The servers get their cue that they may clear your place when they see a set of silverware laid on the plate, both pieces straight and together, from the top to the bottom of the plate. If you imagine the plate as a clock, the silverware would look like 6:00, with both handles pointing toward the bottom. Certainly, you are just as specific at dinnertime in your home. Now, if you need to set your silverware down while dining with the royals but are not yet finished devouring your meal, simply crisscross your fork and knife across your plate like the letter x and your server will understand you are just taking a break. 

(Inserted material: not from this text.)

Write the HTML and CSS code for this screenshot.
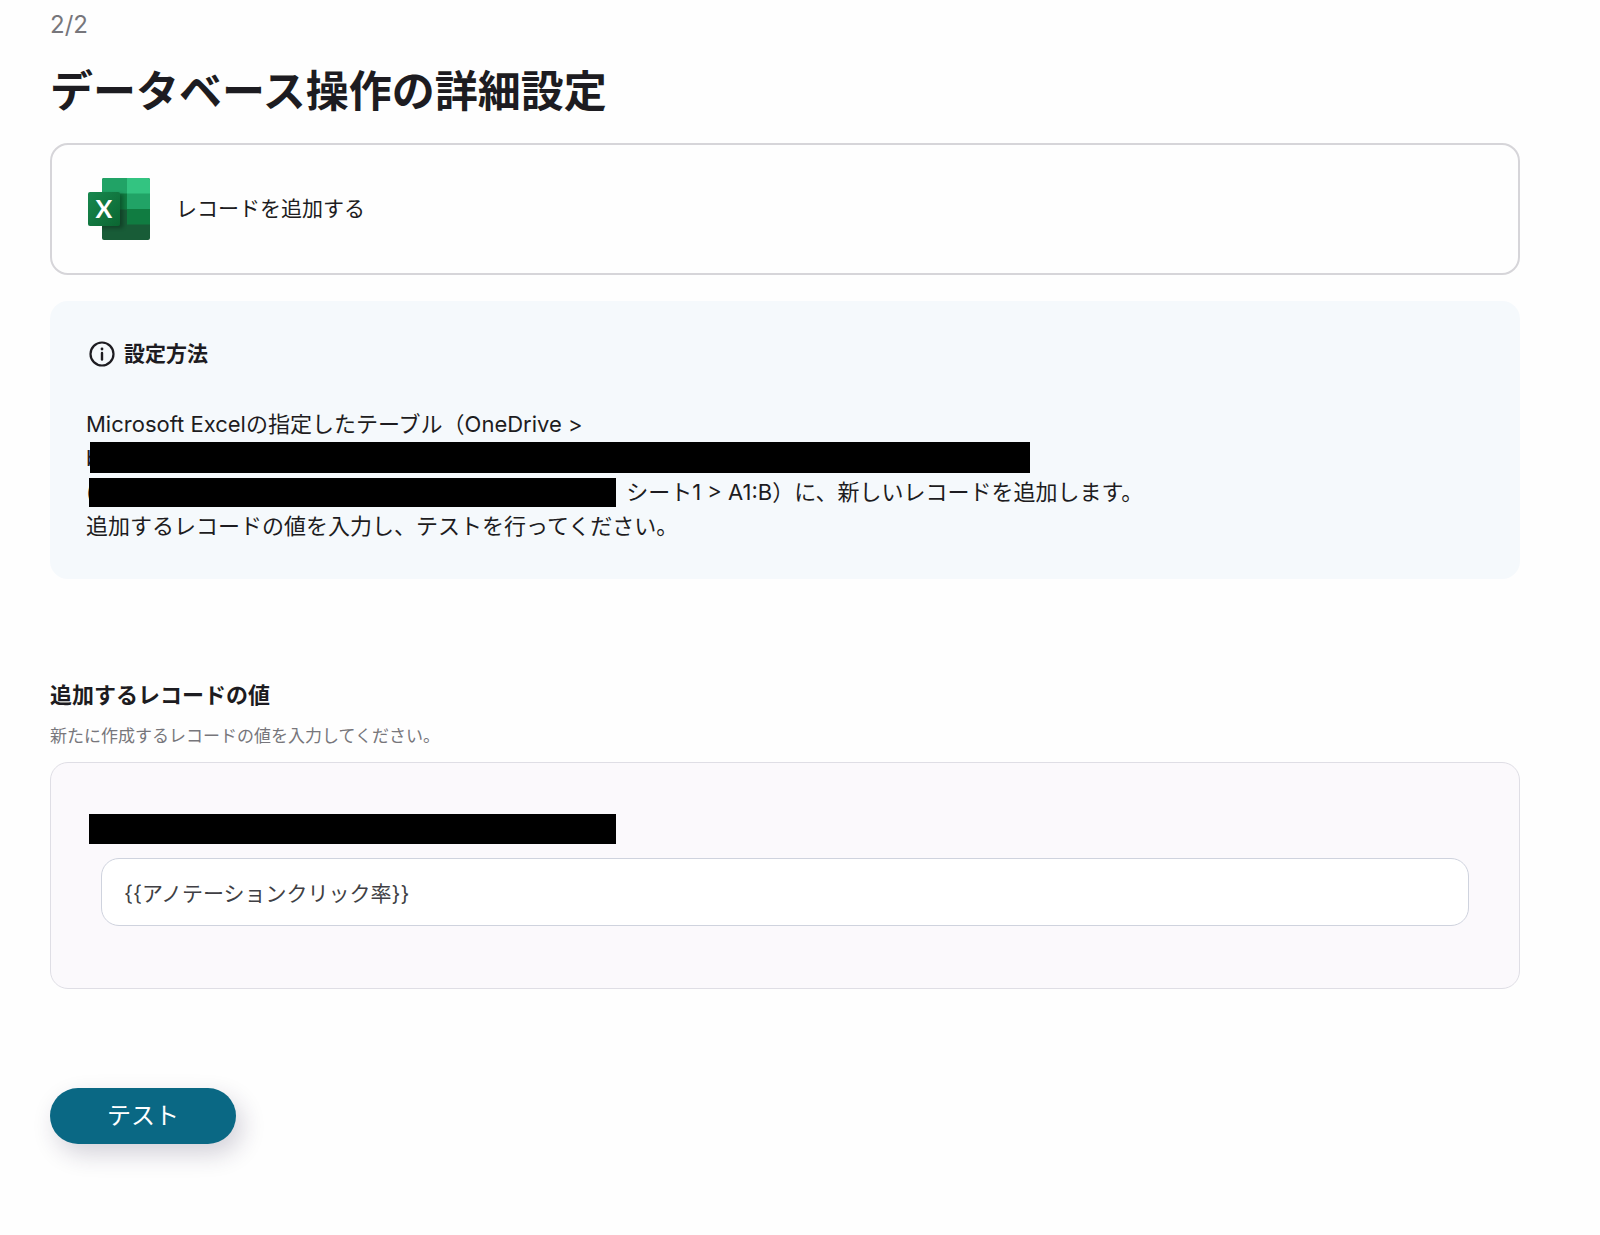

Stop eating when the King stops eating

That steak may be delicious, but when the King is done eating, so are you. It's not that King Charles is selfish and needs everyone's attention. The monarchy simply has age-old traditions, and one of them is that when the Queen or King has finished their meal, so has everyone else. 

The Queen was infamous for sort of pushing food around on her plate once she was full so that others could continue to finish their meal. How sweet is that? She had other kind habits as well, including a time when a dinner guest got carried away with excitement when some fruit and cream was nearby and unknowingly put it in his finger bowl. As he began to bring the bowl to his lips to enjoy the cream, he looked to the queen and realized he'd made an embarrassing faux pas. The Queen, in her gentle way, reacted with kindness as always. According to Hello! Magazine a former royal butler Paul Burrow said the Queen in turn grabbed her own finger bowl. The royal family may be a noble, high-society bunch with a ridiculous amount of rules to remember while dining; however, it seems they also have kind hearts, enjoy a good cocktail now and then, and sometimes they may even bend a rule here and there to accommodate guests and enjoy life a bit.